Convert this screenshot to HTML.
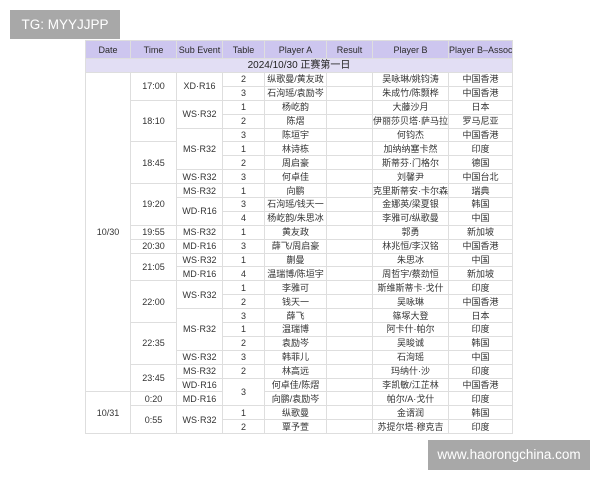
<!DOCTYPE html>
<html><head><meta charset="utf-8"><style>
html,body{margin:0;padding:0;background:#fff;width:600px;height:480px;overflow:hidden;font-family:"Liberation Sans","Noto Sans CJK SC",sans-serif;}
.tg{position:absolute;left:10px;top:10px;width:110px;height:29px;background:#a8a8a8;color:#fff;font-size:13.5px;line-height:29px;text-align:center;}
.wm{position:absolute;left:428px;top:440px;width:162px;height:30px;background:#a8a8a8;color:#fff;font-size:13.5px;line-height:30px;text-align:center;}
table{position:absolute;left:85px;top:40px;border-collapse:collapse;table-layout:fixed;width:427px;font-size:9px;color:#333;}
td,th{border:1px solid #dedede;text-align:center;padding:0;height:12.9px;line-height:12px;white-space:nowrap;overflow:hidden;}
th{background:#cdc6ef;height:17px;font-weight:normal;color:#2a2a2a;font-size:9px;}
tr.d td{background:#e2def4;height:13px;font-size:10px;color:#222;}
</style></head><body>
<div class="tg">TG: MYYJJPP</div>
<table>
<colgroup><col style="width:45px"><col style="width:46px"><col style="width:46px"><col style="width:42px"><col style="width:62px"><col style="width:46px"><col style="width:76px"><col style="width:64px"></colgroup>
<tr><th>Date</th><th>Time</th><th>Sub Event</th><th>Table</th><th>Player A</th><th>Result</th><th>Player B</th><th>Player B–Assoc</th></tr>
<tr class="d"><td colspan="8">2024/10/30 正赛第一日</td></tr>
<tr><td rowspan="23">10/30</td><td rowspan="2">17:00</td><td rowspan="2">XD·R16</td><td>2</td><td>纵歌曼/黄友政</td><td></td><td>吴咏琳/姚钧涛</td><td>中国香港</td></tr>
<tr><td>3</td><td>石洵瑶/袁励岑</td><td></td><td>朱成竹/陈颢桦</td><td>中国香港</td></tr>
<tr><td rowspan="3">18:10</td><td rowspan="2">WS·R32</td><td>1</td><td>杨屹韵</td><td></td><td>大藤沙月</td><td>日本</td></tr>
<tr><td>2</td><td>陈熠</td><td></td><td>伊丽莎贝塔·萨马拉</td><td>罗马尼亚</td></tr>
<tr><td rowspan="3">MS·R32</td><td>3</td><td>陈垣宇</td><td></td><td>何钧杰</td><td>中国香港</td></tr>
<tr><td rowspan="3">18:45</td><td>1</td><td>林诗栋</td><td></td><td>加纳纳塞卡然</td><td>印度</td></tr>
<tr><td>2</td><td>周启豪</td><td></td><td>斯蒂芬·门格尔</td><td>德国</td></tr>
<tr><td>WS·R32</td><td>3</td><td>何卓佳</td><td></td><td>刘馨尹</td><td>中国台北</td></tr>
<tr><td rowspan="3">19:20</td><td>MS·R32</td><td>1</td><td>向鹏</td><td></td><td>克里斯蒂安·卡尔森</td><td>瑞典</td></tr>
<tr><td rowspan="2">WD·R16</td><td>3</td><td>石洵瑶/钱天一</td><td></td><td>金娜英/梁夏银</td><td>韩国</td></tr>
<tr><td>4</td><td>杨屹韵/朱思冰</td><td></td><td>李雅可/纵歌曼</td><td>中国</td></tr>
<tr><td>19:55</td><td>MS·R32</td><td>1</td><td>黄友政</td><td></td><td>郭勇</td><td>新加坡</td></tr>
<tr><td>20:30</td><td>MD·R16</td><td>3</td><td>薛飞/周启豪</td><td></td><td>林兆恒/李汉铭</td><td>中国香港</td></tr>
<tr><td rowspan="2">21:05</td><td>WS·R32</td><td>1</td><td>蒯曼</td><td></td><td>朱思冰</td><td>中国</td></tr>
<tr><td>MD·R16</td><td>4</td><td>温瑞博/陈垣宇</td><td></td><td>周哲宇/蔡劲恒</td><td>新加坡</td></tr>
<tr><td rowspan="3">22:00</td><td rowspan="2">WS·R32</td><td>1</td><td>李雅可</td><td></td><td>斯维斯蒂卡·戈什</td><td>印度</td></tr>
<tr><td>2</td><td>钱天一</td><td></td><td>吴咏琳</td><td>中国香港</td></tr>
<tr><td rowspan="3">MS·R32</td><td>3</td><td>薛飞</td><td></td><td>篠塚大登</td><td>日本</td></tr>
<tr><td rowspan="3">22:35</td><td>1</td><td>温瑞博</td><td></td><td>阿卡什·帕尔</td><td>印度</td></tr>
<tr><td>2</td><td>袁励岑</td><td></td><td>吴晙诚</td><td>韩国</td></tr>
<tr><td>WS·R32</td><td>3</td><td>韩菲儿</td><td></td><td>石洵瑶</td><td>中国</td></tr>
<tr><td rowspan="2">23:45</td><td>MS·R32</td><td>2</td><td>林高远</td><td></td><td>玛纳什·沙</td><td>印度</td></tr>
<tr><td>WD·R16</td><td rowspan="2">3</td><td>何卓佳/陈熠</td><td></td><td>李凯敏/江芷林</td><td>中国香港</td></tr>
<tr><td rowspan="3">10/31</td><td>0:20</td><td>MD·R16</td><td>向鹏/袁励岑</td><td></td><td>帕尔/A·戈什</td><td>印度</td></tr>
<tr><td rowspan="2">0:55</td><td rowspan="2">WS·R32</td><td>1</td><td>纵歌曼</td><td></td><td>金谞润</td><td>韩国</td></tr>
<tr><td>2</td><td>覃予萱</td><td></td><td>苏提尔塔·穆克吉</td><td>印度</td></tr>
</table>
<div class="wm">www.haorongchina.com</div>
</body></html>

========================================

== The task ==
Without including any pictures, print all of the material exactly as given.

== Task result ==
Convert this screenshot to HTML.
<!DOCTYPE html>
<html><head><meta charset="utf-8"><style>
html,body{margin:0;padding:0;background:#fff;width:600px;height:480px;overflow:hidden;font-family:"Liberation Sans","Noto Sans CJK SC",sans-serif;}
.tg{position:absolute;left:10px;top:10px;width:110px;height:29px;background:#a8a8a8;color:#fff;font-size:13.5px;line-height:29px;text-align:center;}
.wm{position:absolute;left:428px;top:440px;width:162px;height:30px;background:#a8a8a8;color:#fff;font-size:13.5px;line-height:30px;text-align:center;}
table{position:absolute;left:85px;top:40px;border-collapse:collapse;table-layout:fixed;width:427px;font-size:9px;color:#333;}
td,th{border:1px solid #dedede;text-align:center;padding:0;height:12.9px;line-height:12px;white-space:nowrap;overflow:hidden;}
th{background:#cdc6ef;height:17px;font-weight:normal;color:#2a2a2a;font-size:9px;}
tr.d td{background:#e2def4;height:13px;font-size:10px;color:#222;}
</style></head><body>
<div class="tg">TG: MYYJJPP</div>
<table>
<colgroup><col style="width:45px"><col style="width:46px"><col style="width:46px"><col style="width:42px"><col style="width:62px"><col style="width:46px"><col style="width:76px"><col style="width:64px"></colgroup>
<tr><th>Date</th><th>Time</th><th>Sub Event</th><th>Table</th><th>Player A</th><th>Result</th><th>Player B</th><th>Player B–Assoc</th></tr>
<tr class="d"><td colspan="8">2024/10/30 正赛第一日</td></tr>
<tr><td rowspan="23">10/30</td><td rowspan="2">17:00</td><td rowspan="2">XD·R16</td><td>2</td><td>纵歌曼/黄友政</td><td></td><td>吴咏琳/姚钧涛</td><td>中国香港</td></tr>
<tr><td>3</td><td>石洵瑶/袁励岑</td><td></td><td>朱成竹/陈颢桦</td><td>中国香港</td></tr>
<tr><td rowspan="3">18:10</td><td rowspan="2">WS·R32</td><td>1</td><td>杨屹韵</td><td></td><td>大藤沙月</td><td>日本</td></tr>
<tr><td>2</td><td>陈熠</td><td></td><td>伊丽莎贝塔·萨马拉</td><td>罗马尼亚</td></tr>
<tr><td rowspan="3">MS·R32</td><td>3</td><td>陈垣宇</td><td></td><td>何钧杰</td><td>中国香港</td></tr>
<tr><td rowspan="3">18:45</td><td>1</td><td>林诗栋</td><td></td><td>加纳纳塞卡然</td><td>印度</td></tr>
<tr><td>2</td><td>周启豪</td><td></td><td>斯蒂芬·门格尔</td><td>德国</td></tr>
<tr><td>WS·R32</td><td>3</td><td>何卓佳</td><td></td><td>刘馨尹</td><td>中国台北</td></tr>
<tr><td rowspan="3">19:20</td><td>MS·R32</td><td>1</td><td>向鹏</td><td></td><td>克里斯蒂安·卡尔森</td><td>瑞典</td></tr>
<tr><td rowspan="2">WD·R16</td><td>3</td><td>石洵瑶/钱天一</td><td></td><td>金娜英/梁夏银</td><td>韩国</td></tr>
<tr><td>4</td><td>杨屹韵/朱思冰</td><td></td><td>李雅可/纵歌曼</td><td>中国</td></tr>
<tr><td>19:55</td><td>MS·R32</td><td>1</td><td>黄友政</td><td></td><td>郭勇</td><td>新加坡</td></tr>
<tr><td>20:30</td><td>MD·R16</td><td>3</td><td>薛飞/周启豪</td><td></td><td>林兆恒/李汉铭</td><td>中国香港</td></tr>
<tr><td rowspan="2">21:05</td><td>WS·R32</td><td>1</td><td>蒯曼</td><td></td><td>朱思冰</td><td>中国</td></tr>
<tr><td>MD·R16</td><td>4</td><td>温瑞博/陈垣宇</td><td></td><td>周哲宇/蔡劲恒</td><td>新加坡</td></tr>
<tr><td rowspan="3">22:00</td><td rowspan="2">WS·R32</td><td>1</td><td>李雅可</td><td></td><td>斯维斯蒂卡·戈什</td><td>印度</td></tr>
<tr><td>2</td><td>钱天一</td><td></td><td>吴咏琳</td><td>中国香港</td></tr>
<tr><td rowspan="3">MS·R32</td><td>3</td><td>薛飞</td><td></td><td>篠塚大登</td><td>日本</td></tr>
<tr><td rowspan="3">22:35</td><td>1</td><td>温瑞博</td><td></td><td>阿卡什·帕尔</td><td>印度</td></tr>
<tr><td>2</td><td>袁励岑</td><td></td><td>吴晙诚</td><td>韩国</td></tr>
<tr><td>WS·R32</td><td>3</td><td>韩菲儿</td><td></td><td>石洵瑶</td><td>中国</td></tr>
<tr><td rowspan="2">23:45</td><td>MS·R32</td><td>2</td><td>林高远</td><td></td><td>玛纳什·沙</td><td>印度</td></tr>
<tr><td>WD·R16</td><td rowspan="2">3</td><td>何卓佳/陈熠</td><td></td><td>李凯敏/江芷林</td><td>中国香港</td></tr>
<tr><td rowspan="3">10/31</td><td>0:20</td><td>MD·R16</td><td>向鹏/袁励岑</td><td></td><td>帕尔/A·戈什</td><td>印度</td></tr>
<tr><td rowspan="2">0:55</td><td rowspan="2">WS·R32</td><td>1</td><td>纵歌曼</td><td></td><td>金谞润</td><td>韩国</td></tr>
<tr><td>2</td><td>覃予萱</td><td></td><td>苏提尔塔·穆克吉</td><td>印度</td></tr>
</table>
<div class="wm">www.haorongchina.com</div>
</body></html>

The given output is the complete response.